The last hurricane to make landfall within 50 miles of Tampa was Gladys in 1968, Klotzbach said.
“We’ve never had this kind of double-whammy for our Tampa Bay neighbors,” said U.S. Rep. Kathy Castor (D-Tampa). “For those of us who have grown up here across the Tampa Bay area, this is the most serious storm we have ever seen.”
The Fifth National Climate Assessment warned that the risk is increasing for two or more extreme events occurring simultaneously or one right after the other. The 2023 report said the compound events can lead to cascading impacts that combine to cause greater harm than individual events would. The federal report, mandated by Congress, provides the most comprehensive look at the state of climate change across the country.
A study released this week by U.S. and European scientists suggested that climate change worsened Helene’s peak rain totals by 10 percent. Some experts think that’s understating matters.
“The needs and resources, they are not just adding up,” said Astrid Caldas, senior climate scientist for community resilience at the Union for Concerned Scientists, an advocacy group. “They increase exponentially because the impacts are one on top of the other, and what would cost $10,000 to fix, when it gets hit again it may cost $50,000.”
The Tampa metro area is one of the largest in the country, with some 3 million residents. Widespread evacuations ahead of Milton led to gridlock on the region’s highways earlier in the week, and state officials opened some highway shoulders to accommodate the traffic.
Milton’s impact is poised to extend across the state. Forecasts suggest the storm will retain hurricane strength as it swirls over Florida’s midsection before leaving the peninsula for the Atlantic Ocean by Thursday evening. From Orlando east to Daytona Beach, schools and businesses closed, and residents stocked up on sand bags and secured their homes.
Milton exploded over the Gulf of Mexico’s unusually warm water, undergoing a process of rapid intensification that is becoming more common because of climate change. The hurricane reached Category 5 strength twice, with winds topping out near 180 miles an hour and a barometric pressure dropping as low as 897 millibars, making the storm the second-strongest on record in the Gulf. Rita in 2005 was the strongest, with a barometric pressure of 895 millibars. Wind shear caused Milton to lose some of its strength as it neared the coast.

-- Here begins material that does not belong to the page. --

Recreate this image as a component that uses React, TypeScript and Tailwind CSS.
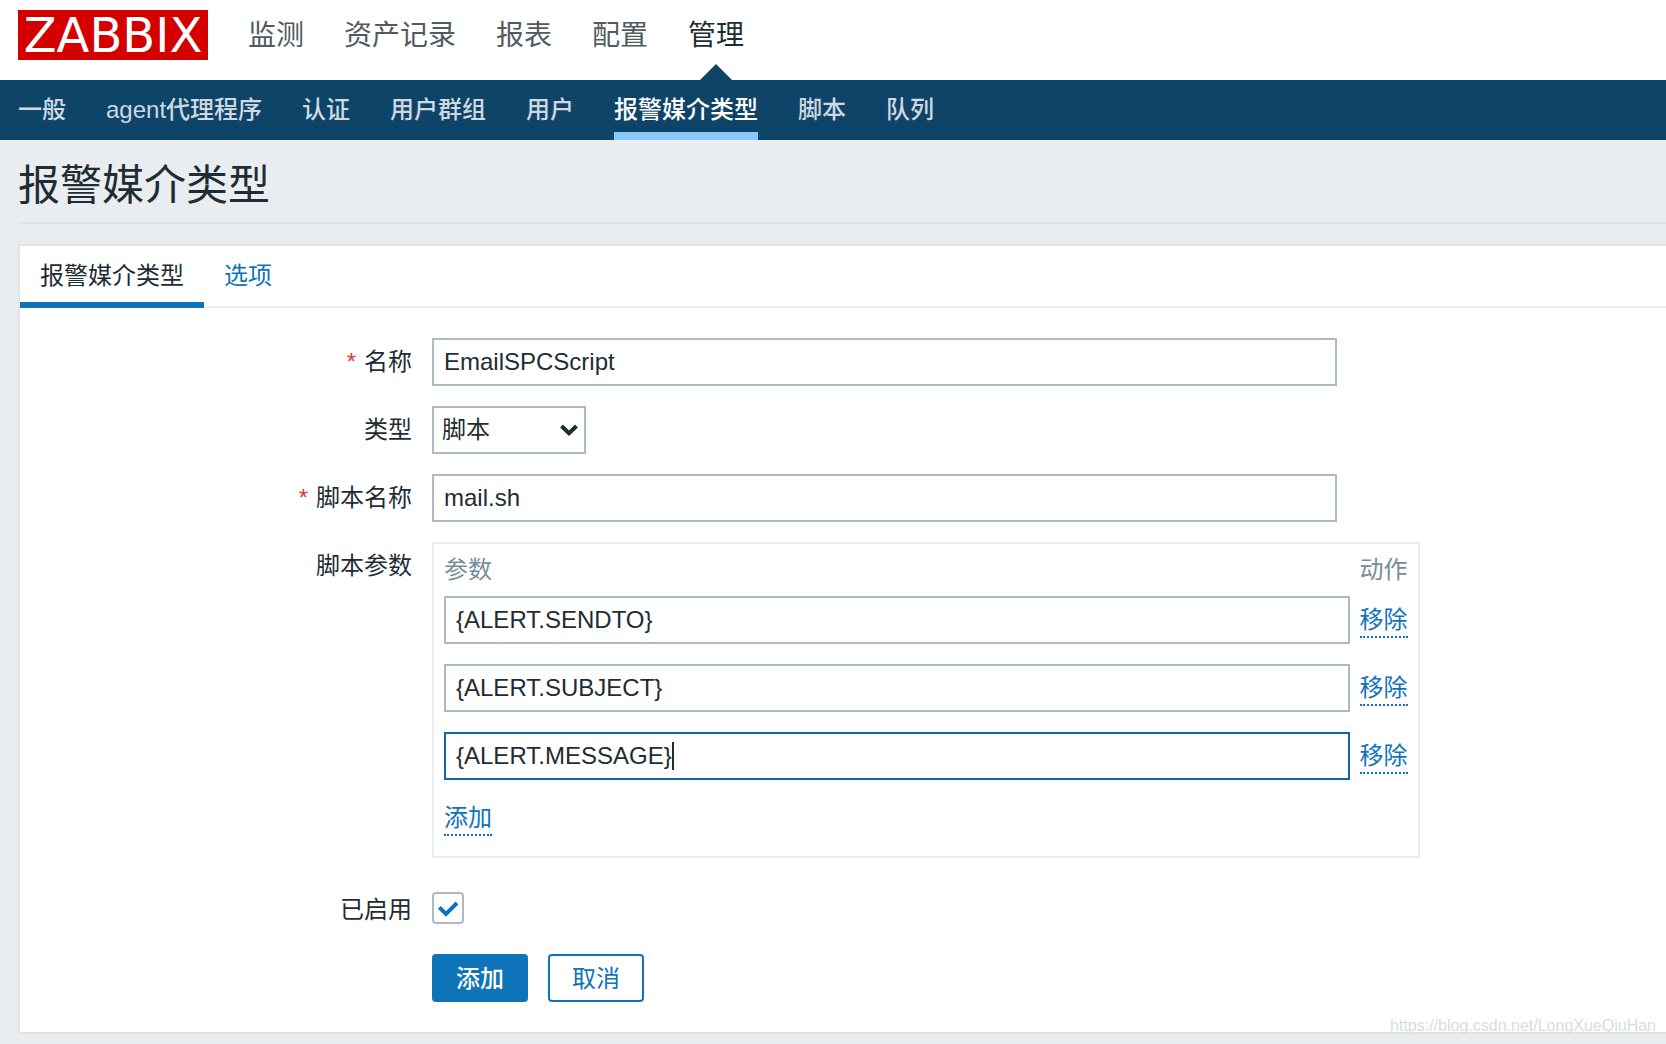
import React, { useState } from 'react';

const MAIN_MENU = ['监测', '资产记录', '报表', '配置', '管理'];
const SUB_MENU = ['一般', 'agent代理程序', '认证', '用户群组', '用户', '报警媒介类型', '脚本', '队列'];

const inputClass = 'block h-12 w-full border-2 bg-white px-2.5 text-[#1f2c33] outline-none focus:border-[#0f66a6]';
const dottedLink = 'border-b-2 border-dotted border-[#0f73b9] leading-8 text-[#0f73b9]';

interface FormRowProps {
    label?: string;
    htmlFor?: string;
    required?: boolean;
    className?: string;
    children: React.ReactNode;
}

const FormRow: React.FC<FormRowProps> = ({ label, htmlFor, required, className = '', children }) => (
    <div className={`flex gap-5 ${className}`}>
        <div className="w-98 shrink-0 pt-2 text-right leading-8">
            {label && (
                <label htmlFor={htmlFor}>
                    {required && <span className="mr-2 text-[#e33734]">*</span>}
                    {label}
                </label>
            )}
        </div>
        {children}
    </div>
);

const Header: React.FC = () => (
    <header>
        <div className="flex h-20 items-start bg-white pl-[18px]">
            <a href="#" className="mt-2.5 flex h-[50px] w-[190px] items-center justify-center bg-[#d40000] font-['DejaVu_Sans',sans-serif] text-5xl leading-none text-white">
                ZABBIX
            </a>
            <nav className="ml-10 flex h-20 gap-10 text-[28px]">
                {MAIN_MENU.map((item) => {
                    const active = item === '管理';
                    return (
                        <a key={item} href="#" className={`relative pt-4 leading-10 ${active ? 'text-[#1f2c33]' : 'text-[#4f5a61]'}`}>
                            {item}
                            {active && (
                                <svg viewBox="0 0 32 16" className="absolute bottom-0 left-1/2 h-4 w-8 -translate-x-1/2" aria-hidden="true">
                                    <path d="M0 16 16 0l16 16Z" fill="#0e4468" />
                                </svg>
                            )}
                        </a>
                    );
                })}
            </nav>
        </div>
        <nav className="flex h-[60px] gap-10 bg-[#0e4468] pl-[18px] font-medium">
            {SUB_MENU.map((item) => (
                <a
                    key={item}
                    href="#"
                    className={`border-b-8 pt-3 leading-9 ${item === '报警媒介类型' ? 'border-[#87c9f7] text-white' : 'border-transparent text-[#ced9e1]'}`}
                >
                    {item}
                </a>
            ))}
        </nav>
    </header>
);

const App: React.FC = () => {
    const [name, setName] = useState('EmailSPCScript');
    const [script, setScript] = useState('mail.sh');
    const [enabled, setEnabled] = useState(true);
    const [params, setParams] = useState(['{ALERT.SENDTO}', '{ALERT.SUBJECT}', '{ALERT.MESSAGE}']);

    const changeParam = (index: number, value: string) => setParams(params.map((p, i) => (i === index ? value : p)));
    const removeParam = (index: number) => setParams(params.filter((_, i) => i !== index));

    return (
        <div className="relative min-h-screen bg-[#e9edf0] pb-2.5 font-['Liberation_Sans','Noto_Sans_CJK_SC',sans-serif] text-2xl text-[#1f2c33]">
            <Header />
            <main className="pl-[18px]">
                <h1 className="mb-5 border-b-2 border-[#dfe4e7] pt-[18px] pb-2 text-[42px] leading-14">报警媒介类型</h1>
                <form className="border-y-2 border-l-2 border-[#dfe4e7] bg-white pb-[30px]" onSubmit={(e) => e.preventDefault()}>
                    <div className="flex h-[62px] border-b-2 border-[#e9edf0]">
                        <a href="#" className="-mb-0.5 border-b-6 border-[#0f73b9] px-5 pt-3 leading-9">报警媒介类型</a>
                        <a href="#" className="px-5 pt-3 leading-9 text-[#0f73b9]">选项</a>
                    </div>

                    <FormRow label="名称" htmlFor="name" required className="mt-[30px]">
                        <div className="w-[55%]">
                            <input id="name" className={`${inputClass} border-[#acbbc2]`} value={name} onChange={(e) => setName(e.target.value)} />
                        </div>
                    </FormRow>

                    <FormRow label="类型" htmlFor="type" className="mt-5">
                        <div className="relative w-[154px]">
                            <select id="type" className="h-12 w-full appearance-none border-2 border-[#acbbc2] bg-white px-2 outline-none">
                                <option>脚本</option>
                            </select>
                            <svg viewBox="0 0 18 12" className="pointer-events-none absolute top-[18px] right-2 h-3 w-[18px]" aria-hidden="true">
                                <path d="M1.5 2 9 9.2 16.500 2" fill="none" stroke="#1f2c33" strokeWidth="4" />
                            </svg>
                        </div>
                    </FormRow>

                    <FormRow label="脚本名称" htmlFor="script" required className="mt-5">
                        <div className="w-[55%]">
                            <input id="script" className={`${inputClass} border-[#acbbc2]`} value={script} onChange={(e) => setScript(e.target.value)} />
                        </div>
                    </FormRow>

                    <FormRow label="脚本参数" className="mt-5">
                        <div className="w-[60%] border-2 border-[#e9edf0] px-2.5 pb-5">
                            <table className="w-full">
                                <thead>
                                    <tr className="text-left leading-9 text-[#768d99]">
                                        <th className="pt-2 pb-2 font-normal">参数</th>
                                        <th className="w-12 pt-2 pb-2 font-normal">动作</th>
                                    </tr>
                                </thead>
                                <tbody>
                                    {params.map((param, i) => (
                                        <tr key={i}>
                                            <td className="pr-2.5 pb-5">
                                                <div className="relative">
                                                    <input
                                                        aria-label={`参数 ${i + 1}`}
                                                        className={`${inputClass} caret-transparent ${i === 2 ? 'border-[#0f66a6]' : 'border-[#acbbc2]'}`}
                                                        value={param}
                                                        onChange={(e) => changeParam(i, e.target.value)}
                                                    />
                                                    {i === 2 && (
                                                        <span className="pointer-events-none absolute top-2.5 left-3 flex h-7" aria-hidden="true">
                                                            <span className="invisible">{param}</span>
                                                            <span className="w-0.5 bg-[#1f2c33]" />
                                                        </span>
                                                    )}
                                                </div>
                                            </td>
                                            <td className="pb-5 align-top whitespace-nowrap">
                                                <button type="button" className={`mt-2 ${dottedLink}`} onClick={() => removeParam(i)}>移除</button>
                                            </td>
                                        </tr>
                                    ))}
                                </tbody>
                            </table>
                            <button type="button" className={`mt-0.5 ${dottedLink}`} onClick={() => setParams([...params, ''])}>添加</button>
                        </div>
                    </FormRow>

                    <FormRow label="已启用" htmlFor="enabled" className="mt-7">
                        <div className="relative mt-1.5 h-8 w-8">
                            <input
                                id="enabled"
                                type="checkbox"
                                className="block h-8 w-8 appearance-none rounded border-2 border-[#acbbc2] bg-white"
                                checked={enabled}
                                onChange={(e) => setEnabled(e.target.checked)}
                            />
                            {enabled && (
                                <svg viewBox="0 0 32 32" className="pointer-events-none absolute inset-0" aria-hidden="true">
                                    <path d="m7.300 15.300 6.700 6.700L25 11" fill="none" stroke="#0f73b9" strokeWidth="4" />
                                </svg>
                            )}
                        </div>
                    </FormRow>

                    <FormRow className="mt-7">
                        <button type="submit" className="h-12 w-24 rounded border-2 border-[#0f73b9] bg-[#0f73b9] pt-0.5 font-medium text-white">添加</button>
                        <button type="button" className="h-12 w-24 rounded border-2 border-[#0f73b9] bg-white pt-0.5 text-[#0f73b9]">取消</button>
                    </FormRow>
                </form>
            </main>
            <div className="pointer-events-none absolute right-2.5 bottom-2 text-base leading-5 text-[#d9dcde]">https://blog.csdn.net/LongXueQiuHan</div>
        </div>
    );
};

export default App;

“I don’t have the warm fuzzies about this storm,” Klotzbach said before Milton made landfall. “It’s a doozy.”
Forecasters warned of devastating winds, a life-threatening storm surge and heavy rainfall in Florida. Storm surge was predicted on both coasts, as high as 13 feet in the area where Milton made landfall. Along the St. Johns River, the state’s longest river, which flows from central Florida north through Jacksonville and into the Atlantic, a storm surge of 2 to 4 feet was expected. Up to 18 inches of rain was forecast in some areas, raising fears of catastrophic flash floods and urban flooding. Floridians also braced for prolonged power outages, and tornadoes were possible. Gov. Ron DeSantis declared states of emergency for 51 of the state’s 67 counties.
On Oct. 2, Homeland Security Secretary Alejandro Mayorkas warned that FEMA did not have enough funding to get through the end of the Atlantic hurricane season, which ends Nov. 30. As of Wednesday, House Speaker Mike Johnson, a Louisiana Republican, had no plans to reconvene the House of Representatives to approve additional funds.

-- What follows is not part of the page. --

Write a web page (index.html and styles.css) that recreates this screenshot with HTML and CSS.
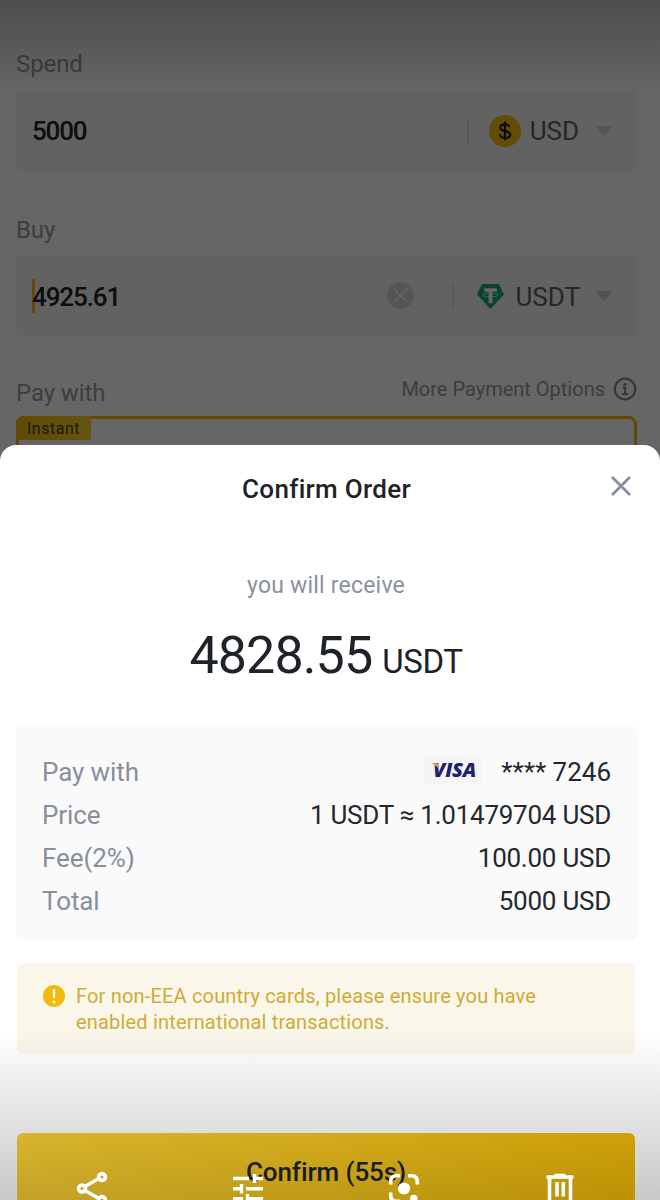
FILE: index.html
```html
<!DOCTYPE html>
<html lang="en">
<head>
    <meta charset="UTF-8">
    <meta name="viewport" content="width=device-width, initial-scale=1.0">
    <title>Confirm Order</title>
    <link rel="stylesheet" href="styles.css">
</head>
<body>
    <div class="screen">
        <!-- Buy form behind the sheet -->
        <div class="form">
            <div class="label-row"><span class="label">Spend</span></div>
            <div class="field">
                <span class="value">5000</span>
                <span class="divider"></span>
                <svg class="coin" width="32" height="32" viewBox="0 0 32 32">
                    <circle cx="16" cy="16" r="16" fill="#f8c00c"/>
                    <path d="M20.8 12.2c-.6-1.7-2.3-2.8-4.8-2.8-2.900 0-4.700 1.300-4.700 3.300 0 4.800 9.900 2 9.900 7 0 2-2 3.200-5 3.200-2.900 0-4.900-1.300-5.300-3.500M16 6.600v18.800" fill="none" stroke="#1e2026" stroke-width="2.200"/>
                </svg>
                <span class="currency">USD</span>
                <svg class="caret" width="18" height="12" viewBox="0 0 18 12"><path d="M2 1h14q1.500 0 .6 1.600L10.300 10q-1.300 1.400-2.600 0L1.400 2.600Q.5 1 2 1z" fill="#d2d7d8"/></svg>
            </div>

            <div class="label-row label-buy"><span class="label">Buy</span></div>
            <div class="field">
                <span class="cursor"></span>
                <span class="value value-buy">4925.61</span>
                <svg class="clear" width="27" height="27" viewBox="0 0 27 27">
                    <circle cx="13.500" cy="13.500" r="13.500" fill="#d2d5d9"/>
                    <path d="M6.500 6.500l14 14M20.500 6.500l-14 14" stroke="#f5f5f5" stroke-width="1.800"/>
                </svg>
                <span class="divider divider-buy"></span>
                <svg class="tether" width="27" height="25" viewBox="0 0 27 25">
                    <path d="M5 0h17l5 10.500L13.500 25 0 10.500z" fill="#1ba27a"/>
                    <path d="M7.200 4.200h12.600v3.600h-4.400v11.400h-3.800V7.800H7.200z" fill="#fff"/>
                    <ellipse cx="13.500" cy="11" rx="8" ry="1.700" fill="none" stroke="#fff" stroke-width=".7"/>
                </svg>
                <span class="currency">USDT</span>
                <svg class="caret" width="18" height="12" viewBox="0 0 18 12"><path d="M2 1h14q1.500 0 .6 1.600L10.300 10q-1.300 1.400-2.600 0L1.400 2.600Q.5 1 2 1z" fill="#cdd0d6"/></svg>
            </div>

            <div class="label-row label-pay">
                <span class="label">Pay with</span>
                <span class="more">More Payment Options
                    <svg width="24" height="24" viewBox="0 0 24 24">
                        <circle cx="12" cy="12" r="10.300" fill="none" stroke="#858a92" stroke-width="2.200"/>
                        <path d="M9.500 10.500h2.600v6M9 16.900h6.200" fill="none" stroke="#858a92" stroke-width="2"/>
                        <circle cx="12" cy="7.200" r="1.500" fill="#858a92"/>
                    </svg>
                </span>
            </div>
            <div class="pay-card"><span class="instant">Instant</span></div>
        </div>
        <div class="dim"></div>
        <div class="top-shade"></div>

        <!-- Confirm sheet -->
        <div class="sheet">
            <div class="sheet-header">
                <h1>Confirm Order</h1>
                <svg class="close" width="20" height="20" viewBox="0 0 20 20"><path d="M1 1l18 18M19 1L1 19" stroke="#848e9c" stroke-width="2.800"/></svg>
            </div>
            <p class="receive">you will receive</p>
            <div class="amount">4828.55<span class="unit">USDT</span></div>

            <div class="details">
                <div class="row">
                    <span class="name">Pay with</span>
                    <span class="data card">
                        <span class="visa">
                            <svg width="58" height="28" viewBox="0 0 58 28">
                                <text x="9" y="21" textLength="43" lengthAdjust="spacingAndGlyphs">VISA</text>
                                <path d="M7 7h5q2 0 2.300 1.800l.7 4.200Q11.500 9 7 7z" fill="#e9a33c"/>
                            </svg>
                        </span>
                        <span class="digits">**** 7246</span>
                    </span>
                </div>
                <div class="row"><span class="name">Price</span><span class="data">1 USDT ≈ 1.01479704 USD</span></div>
                <div class="row"><span class="name">Fee(2%)</span><span class="data">100.00 USD</span></div>
                <div class="row"><span class="name">Total</span><span class="data">5000 USD</span></div>
            </div>

            <div class="notice">
                <svg width="22" height="22" viewBox="0 0 22 22">
                    <circle cx="11" cy="11" r="11" fill="#f0b90b"/>
                    <path d="M11 4v9" stroke="#fbf6e8" stroke-width="2.400"/>
                    <circle cx="11" cy="17" r="1.500" fill="#fbf6e8"/>
                </svg>
                <p>For non-EEA country cards, please ensure you have<br>enabled international transactions.</p>
            </div>

            <button class="confirm">Confirm (55s)</button>
        </div>

        <!-- Gallery toolbar -->
        <div class="bottom-shade"></div>
        <div class="toolbar">
            <svg width="32" height="42" viewBox="0 0 32 42" fill="none" stroke="#fff" stroke-width="3.600">
                <path d="M9 15.500l12.500-7.300M9 19.500l12.500 7.300"/>
                <circle cx="26" cy="6" r="3.400"/>
                <circle cx="6" cy="17.500" r="3.400"/>
                <circle cx="26" cy="29" r="3.400"/>
            </svg>
            <svg width="32" height="42" viewBox="0 0 32 42" fill="none" stroke="#fff" stroke-width="3.400">
                <path d="M1 7.500h16M21 7.500h10M22.500 3v9M1 17.700h8M9.500 13v9.500M14 17.700h17M1 27.800h10M15.500 23v9.500M16 27.800h15"/>
            </svg>
            <svg width="32" height="42" viewBox="0 0 32 42" fill="none" stroke="#fff" stroke-width="3.600">
                <path d="M2.700 13.500v-3Q2.700 4.700 8.500 4.700h3.700M20 4.700h3.500q5.800 0 5.800 5.800v3M2.700 21.500v3q0 5.800 5.800 5.800h4"/>
                <circle cx="16" cy="17.500" r="6.100" fill="#fff" stroke="none"/>
                <circle cx="25.800" cy="27.500" r="3.700" fill="#fff" stroke="none"/>
            </svg>
            <svg width="32" height="42" viewBox="0 0 32 42" fill="none" stroke="#fff" stroke-width="3.600">
                <path d="M2.500 6h27M10.500 4.500h11M5.500 7v24h21V7M13 11v14.500M19.300 11v14.500"/>
            </svg>
        </div>
    </div>
</body>
</html>
```
FILE: styles.css
```css
* {
    box-sizing: border-box;
}
body {
    margin: 0;
    font-family: Roboto, "Liberation Sans", sans-serif;
    background-color: #fff;
}
svg {
    display: block;
    flex: none;
}
.screen {
    position: relative;
    width: 660px;
    height: 1200px;
    overflow: hidden;
}

/* form */
.form {
    padding: 48px 23px 0 16px;
}
.label-row {
    display: flex;
    justify-content: space-between;
    height: 32px;
    line-height: 32px;
    margin-bottom: 10px;
}
.label-buy {
    margin: 43px 0 9px;
}
.label-pay {
    margin: 41px 0 7px;
}
.label {
    font-size: 24px;
    letter-spacing: -0.1px;
    color: #949ba6;
}
.more {
    display: flex;
    align-items: center;
    gap: 8px;
    height: 24px;
    font-size: 20px;
    color: #949ba6;
}
.field {
    display: flex;
    align-items: center;
    height: 81px;
    padding: 0 24px 0 16px;
    background-color: #f5f5f5;
    border-radius: 5px;
}
.value {
    flex: 1;
    font-size: 26px;
    font-weight: 500;
    letter-spacing: -1.2px;
    color: #1e2329;
}
.value-buy {
    padding-top: 2px;
    letter-spacing: -1.1px;
}
.cursor {
    width: 3px;
    height: 34px;
    margin-right: -3px;
    background-color: #f0b90b;
}
.divider {
    width: 2px;
    height: 26px;
    margin-right: 20px;
    background-color: #dcdee1;
}
.divider-buy {
    margin: 0 23px 0 38px;
}
.currency {
    margin: 0 16px 0 9px;
    font-size: 26px;
    color: #5c6169;
}
.tether {
    margin-top: 2px;
}
.tether + .currency {
    margin-left: 11px;
    margin-right: 15px;
    padding-top: 2px;
}
.pay-card {
    height: 100px;
    border: 3px solid #f0b90b;
    border-radius: 8px;
}
.instant {
    display: block;
    width: 75px;
    height: 24px;
    margin: -3px 0 0 -3px;
    padding-left: 11px;
    line-height: 26px;
    font-size: 16px;
    letter-spacing: 0.5px;
    color: #474012;
    background: linear-gradient(90deg, #f0b90b, #f8d12f);
    border-radius: 7px 2px 2px 0;
}
.dim {
    position: absolute;
    inset: 0;
    background-color: rgba(0, 0, 0, 0.6);
}
.top-shade {
    position: absolute;
    top: 0;
    left: 0;
    right: 0;
    height: 92px;
    background: linear-gradient(rgba(0, 0, 0, 0.25), rgba(0, 0, 0, 0));
}

/* sheet */
.sheet {
    position: absolute;
    top: 445px;
    left: 0;
    right: 0;
    height: 780px;
    padding: 0 24px 0 16px;
    background-color: #fff;
    border-radius: 16px 16px 0 0;
}
.sheet-header {
    display: flex;
    align-items: center;
    height: 87px;
    padding-right: 5px;
}
h1 {
    flex: 1;
    margin: 0 -26px 0 0;
    text-align: center;
    font-size: 26px;
    font-weight: 500;
    letter-spacing: 0.3px;
    color: #1e2329;
}
.close {
    margin-bottom: 5px;
}
.receive {
    margin: 38px 0 0;
    line-height: 32px;
    text-align: center;
    font-size: 23px;
    letter-spacing: 0.2px;
    color: #8a929e;
}
.amount {
    height: 80px;
    margin-top: 14px;
    line-height: 80px;
    text-align: center;
    font-size: 52px;
    letter-spacing: -0.9px;
    color: #1e2329;
}
.unit {
    margin-left: 10px;
    font-size: 33px;
    letter-spacing: -0.4px;
}
.details {
    height: 216px;
    margin: 29px -1px 0 0;
    padding: 26px 26px 0 26px;
    background-color: #fafafa;
    border-radius: 6px;
}
.row {
    display: flex;
    justify-content: space-between;
    height: 43px;
    line-height: 43px;
    font-size: 26px;
}
.name {
    letter-spacing: -0.1px;
    color: #878f9c;
}
.data {
    letter-spacing: -0.25px;
    color: #23282f;
}
.card {
    display: flex;
    align-items: center;
    gap: 19px;
}
.digits {
    letter-spacing: 0;
}
.visa {
    width: 58px;
    height: 28px;
    margin-bottom: 5px;
    background-color: #f5f5f5;
}
.visa text {
    font-family: "Open Sans", sans-serif;
    font-size: 19px;
    font-weight: 800;
    font-style: italic;
    fill: #21226e;
}
.notice {
    display: flex;
    gap: 11px;
    height: 91px;
    margin: 22px 1px 0;
    padding: 20px 26px;
    background-color: #faf6e9;
    border-radius: 6px;
}
.notice svg {
    margin-top: 2px;
}
.notice p {
    margin: 0;
    line-height: 26px;
    font-size: 20px;
    letter-spacing: 0.18px;
    color: #cfab38;
    white-space: nowrap;
}
.confirm {
    display: block;
    width: 618px;
    height: 80px;
    margin: 79px 0 0 1px;
    padding: 0 0 2px;
    border: none;
    border-radius: 6px;
    background: linear-gradient(90deg, #f8d033, #eeb908);
    font-family: inherit;
    font-size: 26px;
    font-weight: 500;
    letter-spacing: -0.1px;
    color: #1e2329;
}

/* gallery overlay */
.bottom-shade {
    position: absolute;
    top: 1030px;
    left: 0;
    right: 0;
    bottom: 0;
    background: linear-gradient(rgba(0, 0, 0, 0), rgba(0, 0, 0, 0.215));
}
.toolbar {
    position: absolute;
    top: 1171px;
    left: 76px;
    right: 84px;
    display: flex;
    justify-content: space-between;
}
```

Craig Fugate, former FEMA administrator under the Obama administration and former director of the Florida Division of Emergency Management, said this week that the federal emergency response system would be prepared for the dual hurricanes.
“FEMA is built for this,” he said. “Rarely do you get one disaster at a time.”
He urged donors to give to volunteer organizations, which he said were in dire need.
“They are going to need people to reach deep,” he said.